### [WORK INSTRUCTIONS]
Return all of the data exactly, with nothing left out but the pictures.
--- start ---
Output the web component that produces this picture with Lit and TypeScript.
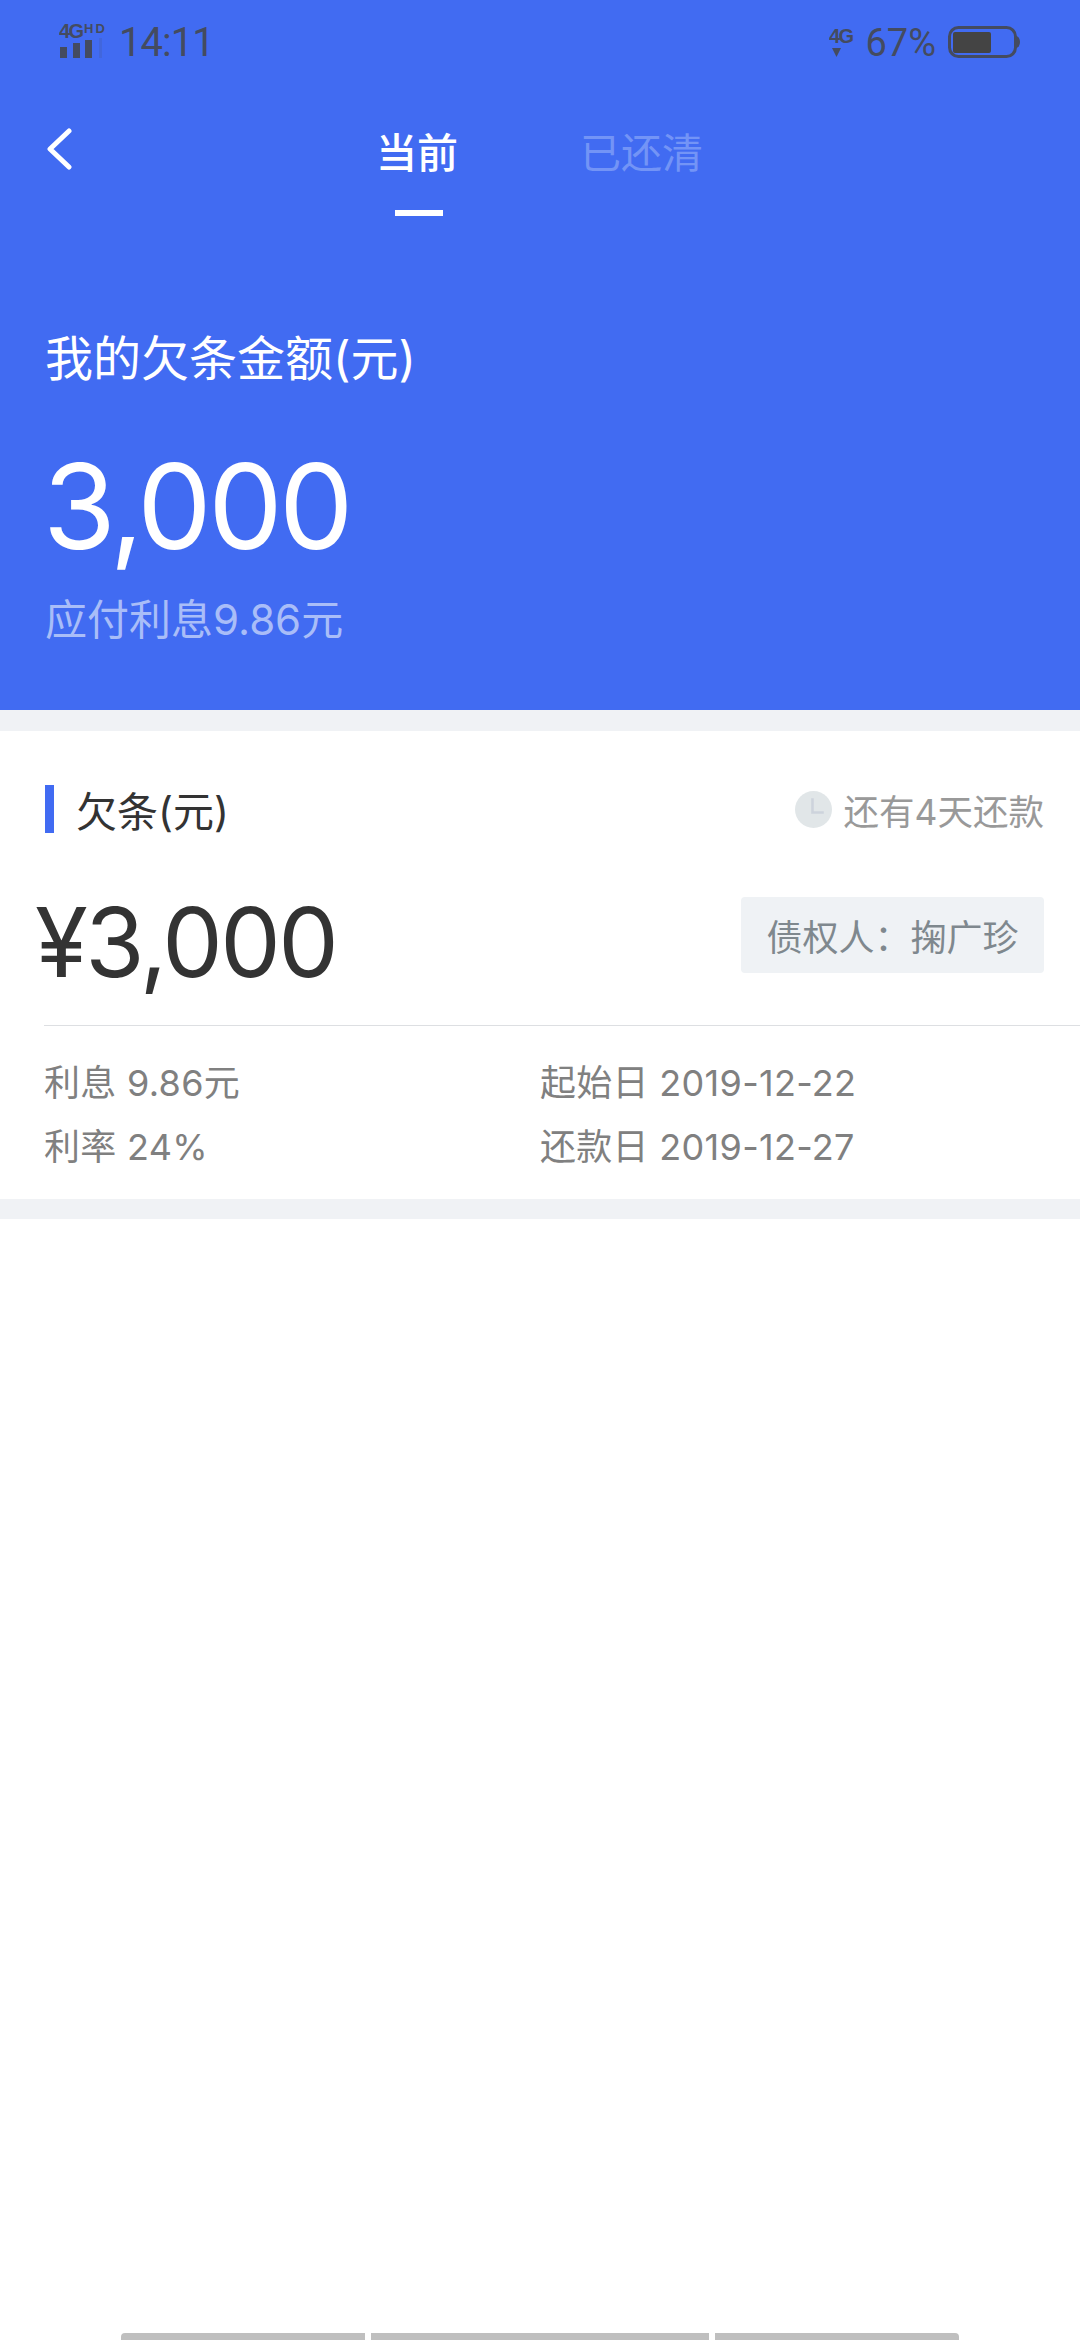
import { LitElement, html, css } from "lit";
import { customElement } from "lit/decorators.js";

@customElement("app-root")
export class AppRoot extends LitElement {
  static styles = css`
    :host { display: flex; flex-direction: column; width: 1080px; height: 2340px; background: #fff; font-family: Inter, "Noto Sans CJK SC", sans-serif; overflow: hidden; }
    .hero { height: 710px; background: #416bf2; display: flex; flex-direction: column; flex: none; box-sizing: border-box; }
    .status { height: 84px; display: flex; align-items: center; padding: 0 60px 0 59px; color: #444b60; flex: none; }
    .time { font-family: Roboto, sans-serif; font-size: 40px; margin-left: 12px; line-height: 84px; letter-spacing: -1px; padding-top: 2px; }
    .spacer { flex: 1; }
    .pct { font-family: Roboto, sans-serif; font-size: 38px; margin: 0 12px 0 11px; padding-top: 1px; }
    .nav { display: flex; position: relative; height: 140px; padding-left: 47px; box-sizing: border-box; }
    .back { margin-top: 44px; width: 26px; height: 42px; flex: none; }
    .tabs { display: flex; margin-left: 303px; }
    .tab { font-size: 41px; line-height: 44px; margin-top: 47px; color: #7394f6; display: flex; flex-direction: column; align-items: center; }
    .tab.on { color: #fff; font-weight: 500; width: 82px; margin-right: 122px; }
    .ind { width: 48px; height: 6px; background: #fff; margin-top: 35px; margin-left: 3px; flex: none; }
    .hero-title { font-size: 48px; line-height: 60px; color: #fff; margin: 105px 0 0 45px; }
    .hero-amt { font-size: 118px; line-height: 130px; letter-spacing: -3.5px; color: #fff; margin: 52px 0 0 43px; }
    .hero-sub { font-size: 42px; line-height: 50px; color: #a9bdf8; margin: 24px 0 0 45px; }
    .gap { background: #f0f2f5; height: 21px; flex: none; }
    .gap2 { height: 20px; }
    .card { height: 468px; flex: none; box-sizing: border-box; padding-top: 54px; display: flex; flex-direction: column; }
    .row1 { display: flex; align-items: center; padding: 0 36px 0 45px; height: 48px; }
    .bar { width: 9px; height: 48px; background: #416bf2; }
    .label { font-size: 41px; color: #333; margin-left: 22px; }
    .clock { width: 37px; height: 37px; margin-right: 12px; }
    .due { font-size: 35.500px; color: #999; }
    .row2 { display: flex; align-items: center; justify-content: space-between; padding: 0 36px 0 36px; margin-top: 64px; height: 76px; }
    .big { font-size: 96px; color: #333; line-height: 76px; letter-spacing: -2.600px; margin-top: 14px; margin-left: -1px; }
    .chip { height: 76px; width: 303px; box-sizing: border-box; background: #eff2f5; border-radius: 4px; font-size: 36px; color: #7f888e; display: flex; align-items: center; justify-content: center; white-space: pre; }
    .line { height: 1px; background: #dddfe2; margin: 52px 0 0 44px; }
    .grid { display: grid; grid-template-columns: 496px 1fr; grid-auto-rows: 64px; padding: 25px 0 0 44px; font-size: 36px; letter-spacing: 0.3px; color: #808080; line-height: 64px; }
    .home { margin-top: auto; height: 7px; display: flex; gap: 6px; padding-left: 121px; }
    .home div { background: #bfbfbf; height: 7px; }
    .home .a { width: 244px; border-radius: 4px 0 0 0; }
    .home .b { width: 338px; }
    .home .c { width: 244px; border-radius: 0 4px 0 0; }
  `;

  render() {
    return html`
      <div class="hero">
        <div class="status">
          <svg width="48" height="48" viewBox="0 -4 48 48" fill="#444b60">
            <text x="0" y="15.500" font-family="Liberation Sans" font-weight="700" font-size="20" textLength="25">4G</text>
            <text x="25" y="11" font-family="Liberation Sans" font-weight="700" font-size="13" textLength="21">HD</text>
            <rect x="1" y="25" width="7" height="11"/>
            <rect x="14" y="21" width="7" height="15"/>
            <rect x="26" y="18" width="7" height="18"/>
            <rect x="40" y="16" width="3" height="20" opacity=".15"/>
          </svg>
          <span class="time">14:11</span>
          <span class="spacer"></span>
          <svg width="25" height="36" viewBox="0 0 25 36" fill="#444b60">
            <text x="0" y="19" font-family="Liberation Sans" font-weight="700" font-size="20" textLength="25">4G</text>
            <path d="M3 24h9l-4.500 9z"/>
          </svg>
          <span class="pct">67%</span>
          <svg width="72" height="32" viewBox="0 0 72 32">
            <rect x="1.500" y="1.500" width="66" height="29" rx="9" fill="none" stroke="#444b60" stroke-width="3"/>
            <rect x="5" y="6" width="38" height="21" rx="2" fill="#444444"/>
            <path d="M68 10a4 6 0 0 1 4 6a4 6 0 0 1-4 6z" fill="#444b60"/>
          </svg>
        </div>
        <div class="nav">
          <svg class="back" viewBox="0 0 26 42" fill="none" stroke="#fff" stroke-width="5" stroke-linecap="round" stroke-linejoin="round">
            <path d="M22 3 3 21l19 18"/>
          </svg>
          <div class="tabs">
            <div class="tab on">当前<div class="ind"></div></div>
            <div class="tab">已还清</div>
          </div>
        </div>
        <div class="hero-title">我的欠条金额(元)</div>
        <div class="hero-amt">3,000</div>
        <div class="hero-sub">应付利息9.86元</div>
      </div>
      <div class="gap"></div>
      <div class="card">
        <div class="row1">
          <div class="bar"></div>
          <div class="label">欠条(元)</div>
          <span class="spacer"></span>
          <svg class="clock" viewBox="0 0 36 36">
            <circle cx="18" cy="18" r="18" fill="#e1e6e8"/>
            <path d="M17 7v14h11" fill="none" stroke="#cdd3dc" stroke-width="2.500"/>
          </svg>
          <span class="due">还有4天还款</span>
        </div>
        <div class="row2">
          <div class="big">¥3,000</div>
          <div class="chip">债权人：掬广珍</div>
        </div>
        <div class="line"></div>
        <div class="grid">
          <div>利息 9.86元</div><div>起始日 2019-12-22</div>
          <div>利率 24%</div><div>还款日 2019-12-27</div>
        </div>
      </div>
      <div class="gap gap2"></div>
      <div class="home"><div class="a"></div><div class="b"></div><div class="c"></div></div>
    `;
  }
}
--- end ---
### [ANSWER TO THE EXERCISE]
Output the web component that produces this picture with Lit and TypeScript.
import { LitElement, html, css } from "lit";
import { customElement } from "lit/decorators.js";

@customElement("app-root")
export class AppRoot extends LitElement {
  static styles = css`
    :host { display: flex; flex-direction: column; width: 1080px; height: 2340px; background: #fff; font-family: Inter, "Noto Sans CJK SC", sans-serif; overflow: hidden; }
    .hero { height: 710px; background: #416bf2; display: flex; flex-direction: column; flex: none; box-sizing: border-box; }
    .status { height: 84px; display: flex; align-items: center; padding: 0 60px 0 59px; color: #444b60; flex: none; }
    .time { font-family: Roboto, sans-serif; font-size: 40px; margin-left: 12px; line-height: 84px; letter-spacing: -1px; padding-top: 2px; }
    .spacer { flex: 1; }
    .pct { font-family: Roboto, sans-serif; font-size: 38px; margin: 0 12px 0 11px; padding-top: 1px; }
    .nav { display: flex; position: relative; height: 140px; padding-left: 47px; box-sizing: border-box; }
    .back { margin-top: 44px; width: 26px; height: 42px; flex: none; }
    .tabs { display: flex; margin-left: 303px; }
    .tab { font-size: 41px; line-height: 44px; margin-top: 47px; color: #7394f6; display: flex; flex-direction: column; align-items: center; }
    .tab.on { color: #fff; font-weight: 500; width: 82px; margin-right: 122px; }
    .ind { width: 48px; height: 6px; background: #fff; margin-top: 35px; margin-left: 3px; flex: none; }
    .hero-title { font-size: 48px; line-height: 60px; color: #fff; margin: 105px 0 0 45px; }
    .hero-amt { font-size: 118px; line-height: 130px; letter-spacing: -3.5px; color: #fff; margin: 52px 0 0 43px; }
    .hero-sub { font-size: 42px; line-height: 50px; color: #a9bdf8; margin: 24px 0 0 45px; }
    .gap { background: #f0f2f5; height: 21px; flex: none; }
    .gap2 { height: 20px; }
    .card { height: 468px; flex: none; box-sizing: border-box; padding-top: 54px; display: flex; flex-direction: column; }
    .row1 { display: flex; align-items: center; padding: 0 36px 0 45px; height: 48px; }
    .bar { width: 9px; height: 48px; background: #416bf2; }
    .label { font-size: 41px; color: #333; margin-left: 22px; }
    .clock { width: 37px; height: 37px; margin-right: 12px; }
    .due { font-size: 35.500px; color: #999; }
    .row2 { display: flex; align-items: center; justify-content: space-between; padding: 0 36px 0 36px; margin-top: 64px; height: 76px; }
    .big { font-size: 96px; color: #333; line-height: 76px; letter-spacing: -2.600px; margin-top: 14px; margin-left: -1px; }
    .chip { height: 76px; width: 303px; box-sizing: border-box; background: #eff2f5; border-radius: 4px; font-size: 36px; color: #7f888e; display: flex; align-items: center; justify-content: center; white-space: pre; }
    .line { height: 1px; background: #dddfe2; margin: 52px 0 0 44px; }
    .grid { display: grid; grid-template-columns: 496px 1fr; grid-auto-rows: 64px; padding: 25px 0 0 44px; font-size: 36px; letter-spacing: 0.3px; color: #808080; line-height: 64px; }
    .home { margin-top: auto; height: 7px; display: flex; gap: 6px; padding-left: 121px; }
    .home div { background: #bfbfbf; height: 7px; }
    .home .a { width: 244px; border-radius: 4px 0 0 0; }
    .home .b { width: 338px; }
    .home .c { width: 244px; border-radius: 0 4px 0 0; }
  `;

  render() {
    return html`
      <div class="hero">
        <div class="status">
          <svg width="48" height="48" viewBox="0 -4 48 48" fill="#444b60">
            <text x="0" y="15.500" font-family="Liberation Sans" font-weight="700" font-size="20" textLength="25">4G</text>
            <text x="25" y="11" font-family="Liberation Sans" font-weight="700" font-size="13" textLength="21">HD</text>
            <rect x="1" y="25" width="7" height="11"/>
            <rect x="14" y="21" width="7" height="15"/>
            <rect x="26" y="18" width="7" height="18"/>
            <rect x="40" y="16" width="3" height="20" opacity=".15"/>
          </svg>
          <span class="time">14:11</span>
          <span class="spacer"></span>
          <svg width="25" height="36" viewBox="0 0 25 36" fill="#444b60">
            <text x="0" y="19" font-family="Liberation Sans" font-weight="700" font-size="20" textLength="25">4G</text>
            <path d="M3 24h9l-4.500 9z"/>
          </svg>
          <span class="pct">67%</span>
          <svg width="72" height="32" viewBox="0 0 72 32">
            <rect x="1.500" y="1.500" width="66" height="29" rx="9" fill="none" stroke="#444b60" stroke-width="3"/>
            <rect x="5" y="6" width="38" height="21" rx="2" fill="#444444"/>
            <path d="M68 10a4 6 0 0 1 4 6a4 6 0 0 1-4 6z" fill="#444b60"/>
          </svg>
        </div>
        <div class="nav">
          <svg class="back" viewBox="0 0 26 42" fill="none" stroke="#fff" stroke-width="5" stroke-linecap="round" stroke-linejoin="round">
            <path d="M22 3 3 21l19 18"/>
          </svg>
          <div class="tabs">
            <div class="tab on">当前<div class="ind"></div></div>
            <div class="tab">已还清</div>
          </div>
        </div>
        <div class="hero-title">我的欠条金额(元)</div>
        <div class="hero-amt">3,000</div>
        <div class="hero-sub">应付利息9.86元</div>
      </div>
      <div class="gap"></div>
      <div class="card">
        <div class="row1">
          <div class="bar"></div>
          <div class="label">欠条(元)</div>
          <span class="spacer"></span>
          <svg class="clock" viewBox="0 0 36 36">
            <circle cx="18" cy="18" r="18" fill="#e1e6e8"/>
            <path d="M17 7v14h11" fill="none" stroke="#cdd3dc" stroke-width="2.500"/>
          </svg>
          <span class="due">还有4天还款</span>
        </div>
        <div class="row2">
          <div class="big">¥3,000</div>
          <div class="chip">债权人：掬广珍</div>
        </div>
        <div class="line"></div>
        <div class="grid">
          <div>利息 9.86元</div><div>起始日 2019-12-22</div>
          <div>利率 24%</div><div>还款日 2019-12-27</div>
        </div>
      </div>
      <div class="gap gap2"></div>
      <div class="home"><div class="a"></div><div class="b"></div><div class="c"></div></div>
    `;
  }
}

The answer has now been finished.